The Hebrew for "arrogant man" is literally "he who is wide of soul" or "puffed up in soul." It is a picture of someone who has an inflated sense of self. He takes up more space than he is allotted. This is the essence of pride. It is a refusal to accept one's place in the created order as a creature under authority. The proud man is a universe unto himself, with his own appetites and ambitions as the governing law.

Now, what is the inevitable byproduct of this condition? Strife. Contention. Quarreling. Why? Because the moment this puffed-up man bumps into another reality, another person with their own desires, or, most importantly, God's law, there is a collision. Strife is not an accident for the proud man; it is his native atmosphere. He manufactures it. He stirs it up, like a man stirring a pot. Think of a family argument, a church split, a political firestorm. Trace it back to its source, and you will not find a mere disagreement over policy. You will find a proud heart that refuses to yield, that must have its own way, that cannot bear to be corrected.

This arrogance is often translated as "greedy," and that is a helpful facet of the meaning. The proud man is a greedy man because his inflated self has an insatiable appetite. He wants more honor, more control, more money, more recognition. He sees the world as a zero-sum game. For him to win, someone else must lose. This is why James tells us exactly where our quarrels come from. "What causes quarrels and what causes fights among you? Is it not this, that your passions are at war within you? You desire and do not have, so you murder. You covet and cannot obtain, so you fight and quarrel" (James 4:1-2). The strife we see in the world is simply the external manifestation of the idolatrous passions at war within the hearts of arrogant men.

The arrogant man is a deeply insecure man. His constant striving and fighting is an attempt to prove to himself and to others that he matters. He is a black hole of need. But because he is functionally an atheist, trusting in his own resources, he can never be filled. He is a lean soul, and his leanness makes him angry.


The Fountain of Flourishing (v. 25b)

In stark contrast, we have the second man.

"But he who trusts in Yahweh will be enriched." (Proverbs 28:25b LSB)

The pivot point is trust.

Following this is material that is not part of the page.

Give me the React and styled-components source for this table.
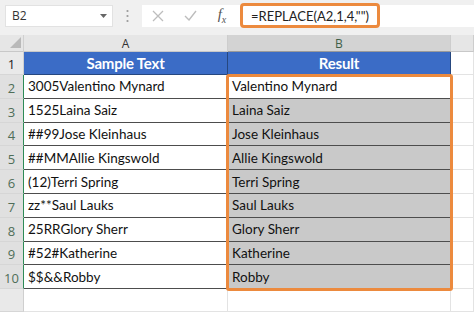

The arrogant man trusts in his own wide soul. The righteous man trusts in Yahweh, the covenant-keeping God. To trust in the Lord is to abandon self-reliance. It is to confess that you are not the captain of your soul, that your resources are insufficient, and that your wisdom is folly. It is the fundamental posture of creaturely humility.

And what is the result of this trust? He "will be enriched." The Hebrew word here means to be made fat. In an agrarian society, fatness was a sign of health, abundance, and blessing. A lean animal was a sick or starving animal. A fat one was flourishing. This is not primarily about financial prosperity, though it certainly does not exclude it. God's blessings are comprehensive. This is about a deep, soul-level prosperity. The man who trusts in God has a fat soul.

Why does trust lead to this enrichment? Because the man who trusts in God is connected to the source of all life and blessing. He is not a self-contained unit, trying to generate his own significance. He is a branch, drawing life from the vine (John 15). The arrogant man is a cut flower, looking impressive for a moment but fundamentally dead and withering. The trusting man is planted by streams of water, yielding his fruit in season (Psalm 1).

This enrichment also resolves the problem of strife. A man with a fat soul is not greedy. He is not grasping. He is content. Because he trusts God for his provision, his vindication, and his significance, he is free to be generous with others. He doesn't view his neighbor as a rival in a cosmic competition. He can rejoice when others are blessed. He can be corrected without his world falling apart. He can lose an argument. He can serve without needing the applause. His soul is fat with the grace of God, and this makes him a man of peace. He doesn't stir up strife; he absorbs it. He brings shalom, not contention.


The Great Exchange

This proverb presents us with a stark choice, but we must see it through the lens of the gospel. On our own, we are all the arrogant man. Our default setting is pride. We are born wide of soul, puffed up with a rebellious self-sufficiency that is the very essence of sin. And the fruit of this is strife with God and strife with man, leading to a soul that is spiritually lean, starved, and ultimately, damned.

But God, in His mercy, provides the solution. The ultimate fulfillment of this proverb is found in the Lord Jesus Christ. He is the only one who ever trusted in Yahweh perfectly. He humbled Himself, not grasping, not stirring up strife, but entrusting His soul to His Father, even unto death on a cross.

And on that cross, a great exchange took place. He took our arrogant, strife-filled, lean-souled rebellion upon Himself. And He gives us His perfect, trust-filled, enriched righteousness. When we, by faith, abandon our trust in ourselves and place our trust in Him, we are united to Him. God looks at us and sees the perfect trust of His Son.

The Christian life, then, is the process of learning to live out this new reality. It is the daily mortification of the arrogant man within us and the daily vivification of the trusting man. When you feel the impulse to stir up strife, to insist on your own way, to harbor a greedy or envious thought, you must recognize it for what it is: the death throes of the old man. You must crucify it by confessing it as sin and turning in renewed trust to Christ.

And as you do, you will find your soul growing fat. Not with the bloat of pride, but with the healthy, solid substance of God's grace. You will be enriched with peace, with contentment, with joy, and with a love for others that flows from a heart that is already full. This is the path from strife to shalom, from leanness to life. Trust in the Lord, and be made fat.